[Dataset entries]
+--

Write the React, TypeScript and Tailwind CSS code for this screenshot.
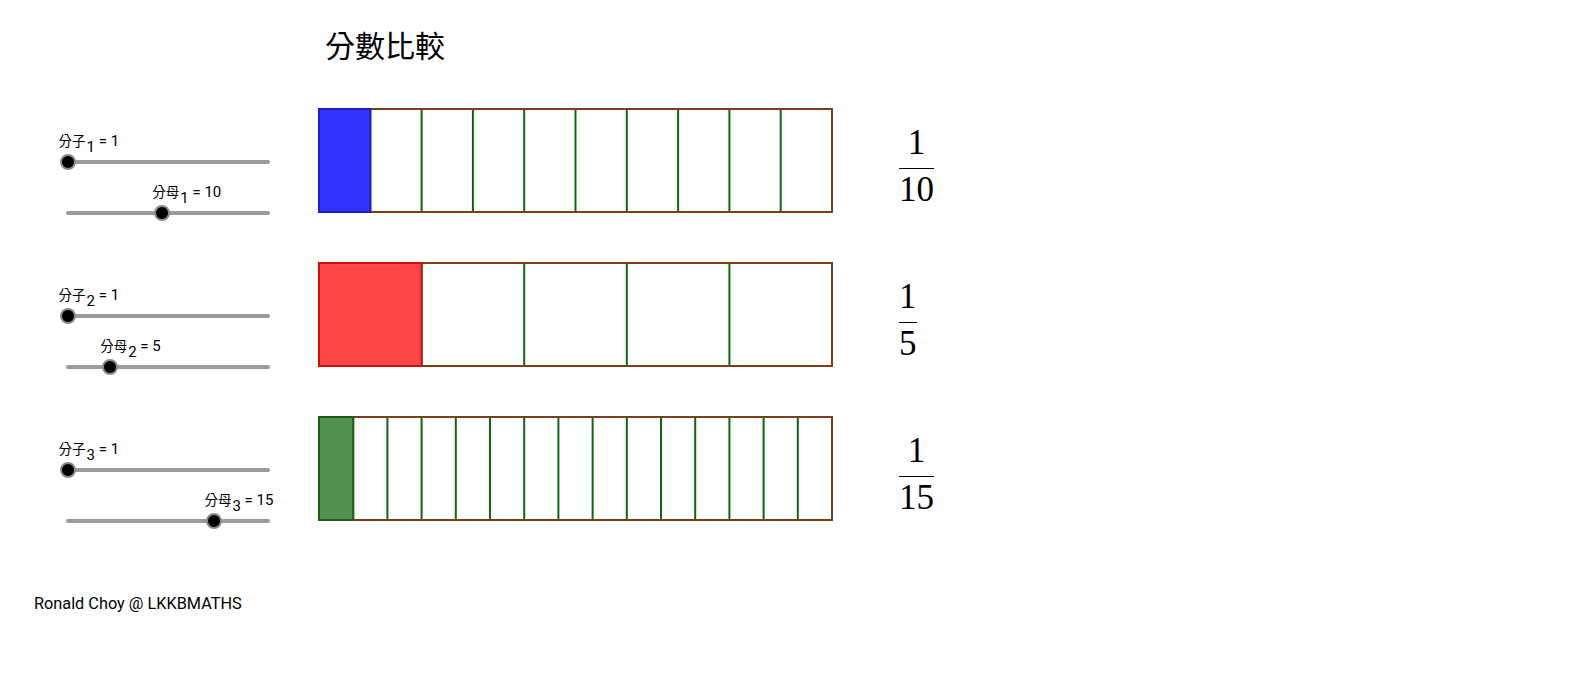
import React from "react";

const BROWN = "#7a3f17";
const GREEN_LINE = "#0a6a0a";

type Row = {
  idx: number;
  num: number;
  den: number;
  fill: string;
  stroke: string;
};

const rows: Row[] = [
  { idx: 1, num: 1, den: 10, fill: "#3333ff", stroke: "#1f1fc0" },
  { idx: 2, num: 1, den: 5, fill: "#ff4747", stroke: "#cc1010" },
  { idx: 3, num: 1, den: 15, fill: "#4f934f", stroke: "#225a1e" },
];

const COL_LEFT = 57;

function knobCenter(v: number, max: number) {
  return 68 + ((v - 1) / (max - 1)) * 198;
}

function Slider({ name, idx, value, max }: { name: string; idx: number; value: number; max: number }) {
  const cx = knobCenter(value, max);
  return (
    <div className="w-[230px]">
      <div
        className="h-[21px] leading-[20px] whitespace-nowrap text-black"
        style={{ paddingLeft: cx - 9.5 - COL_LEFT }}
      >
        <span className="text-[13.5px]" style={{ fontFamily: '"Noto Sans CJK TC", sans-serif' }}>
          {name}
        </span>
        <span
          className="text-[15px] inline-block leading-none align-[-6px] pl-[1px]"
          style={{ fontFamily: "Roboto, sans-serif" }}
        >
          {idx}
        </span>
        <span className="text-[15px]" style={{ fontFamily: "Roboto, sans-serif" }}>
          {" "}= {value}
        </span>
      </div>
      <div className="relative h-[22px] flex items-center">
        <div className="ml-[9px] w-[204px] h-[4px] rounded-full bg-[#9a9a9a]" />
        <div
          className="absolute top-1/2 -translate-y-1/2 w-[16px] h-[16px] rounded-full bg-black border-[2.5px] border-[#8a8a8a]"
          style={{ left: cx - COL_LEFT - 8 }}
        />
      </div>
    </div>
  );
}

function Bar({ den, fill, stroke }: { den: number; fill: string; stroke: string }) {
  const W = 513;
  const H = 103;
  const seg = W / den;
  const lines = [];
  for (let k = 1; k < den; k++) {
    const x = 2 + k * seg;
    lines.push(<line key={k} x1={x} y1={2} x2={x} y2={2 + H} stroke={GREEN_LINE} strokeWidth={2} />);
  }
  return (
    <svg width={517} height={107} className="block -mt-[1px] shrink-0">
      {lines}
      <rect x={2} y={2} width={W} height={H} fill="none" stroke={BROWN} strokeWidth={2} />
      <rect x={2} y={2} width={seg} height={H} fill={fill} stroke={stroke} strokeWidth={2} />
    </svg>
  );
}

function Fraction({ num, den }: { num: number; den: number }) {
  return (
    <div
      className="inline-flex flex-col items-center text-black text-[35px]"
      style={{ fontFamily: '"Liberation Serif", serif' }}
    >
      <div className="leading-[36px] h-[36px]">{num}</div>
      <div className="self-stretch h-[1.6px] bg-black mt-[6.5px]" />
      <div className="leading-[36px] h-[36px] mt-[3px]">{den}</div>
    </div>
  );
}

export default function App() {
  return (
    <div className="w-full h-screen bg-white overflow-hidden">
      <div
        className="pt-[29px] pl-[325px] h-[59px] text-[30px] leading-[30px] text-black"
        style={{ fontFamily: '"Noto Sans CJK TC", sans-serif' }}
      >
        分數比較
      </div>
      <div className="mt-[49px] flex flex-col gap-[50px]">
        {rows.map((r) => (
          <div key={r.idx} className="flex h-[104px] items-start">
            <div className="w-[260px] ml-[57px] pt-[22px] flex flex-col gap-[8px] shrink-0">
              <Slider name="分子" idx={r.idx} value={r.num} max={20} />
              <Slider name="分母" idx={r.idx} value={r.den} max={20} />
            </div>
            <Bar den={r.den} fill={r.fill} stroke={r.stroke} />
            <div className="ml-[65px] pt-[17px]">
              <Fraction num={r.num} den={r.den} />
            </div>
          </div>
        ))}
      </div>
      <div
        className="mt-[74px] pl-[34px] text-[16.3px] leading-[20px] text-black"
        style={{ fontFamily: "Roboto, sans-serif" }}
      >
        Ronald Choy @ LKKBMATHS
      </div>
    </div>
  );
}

+--

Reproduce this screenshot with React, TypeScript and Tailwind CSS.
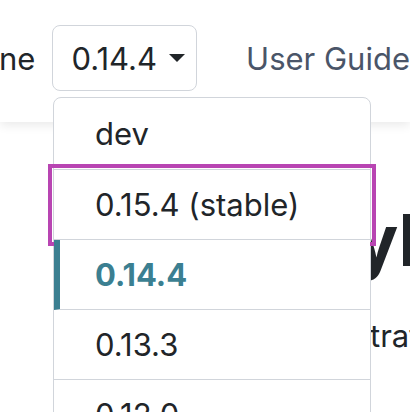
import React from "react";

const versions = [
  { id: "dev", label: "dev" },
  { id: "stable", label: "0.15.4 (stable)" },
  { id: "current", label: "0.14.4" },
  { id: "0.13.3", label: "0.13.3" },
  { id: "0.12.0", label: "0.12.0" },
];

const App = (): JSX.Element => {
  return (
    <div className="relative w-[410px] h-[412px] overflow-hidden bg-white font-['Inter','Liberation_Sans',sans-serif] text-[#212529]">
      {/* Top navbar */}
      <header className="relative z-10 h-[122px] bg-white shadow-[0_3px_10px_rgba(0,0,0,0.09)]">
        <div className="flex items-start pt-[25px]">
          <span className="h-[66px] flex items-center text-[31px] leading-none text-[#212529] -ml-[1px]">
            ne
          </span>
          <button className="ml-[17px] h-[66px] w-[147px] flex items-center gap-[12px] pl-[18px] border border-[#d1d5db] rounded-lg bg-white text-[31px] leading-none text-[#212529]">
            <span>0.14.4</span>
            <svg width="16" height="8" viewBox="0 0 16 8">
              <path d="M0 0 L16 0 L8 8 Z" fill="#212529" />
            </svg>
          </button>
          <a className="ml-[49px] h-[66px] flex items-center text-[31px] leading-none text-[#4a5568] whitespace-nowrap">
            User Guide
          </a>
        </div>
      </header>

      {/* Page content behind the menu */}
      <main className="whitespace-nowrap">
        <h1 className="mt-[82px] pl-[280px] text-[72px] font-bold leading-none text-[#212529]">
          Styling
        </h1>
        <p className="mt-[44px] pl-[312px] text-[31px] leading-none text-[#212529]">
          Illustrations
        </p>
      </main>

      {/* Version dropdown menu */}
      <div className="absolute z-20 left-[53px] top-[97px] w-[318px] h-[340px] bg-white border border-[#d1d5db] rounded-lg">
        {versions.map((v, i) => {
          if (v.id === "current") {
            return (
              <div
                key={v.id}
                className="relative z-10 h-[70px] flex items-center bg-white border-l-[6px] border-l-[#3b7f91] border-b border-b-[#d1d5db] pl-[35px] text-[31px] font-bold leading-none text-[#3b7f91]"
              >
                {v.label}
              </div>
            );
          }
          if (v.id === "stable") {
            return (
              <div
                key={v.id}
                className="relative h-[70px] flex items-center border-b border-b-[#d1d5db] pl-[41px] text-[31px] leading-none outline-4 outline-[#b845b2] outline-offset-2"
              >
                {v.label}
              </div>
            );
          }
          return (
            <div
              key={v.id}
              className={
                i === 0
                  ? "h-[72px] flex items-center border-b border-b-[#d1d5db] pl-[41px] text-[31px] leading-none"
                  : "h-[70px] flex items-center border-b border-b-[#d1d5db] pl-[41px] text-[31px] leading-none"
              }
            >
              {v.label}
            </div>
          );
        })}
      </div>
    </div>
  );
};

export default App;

+--

# [Requirement]
Say how many lines above contain the string "TypeScript". Answer with the number only.

# [Correct answer]
2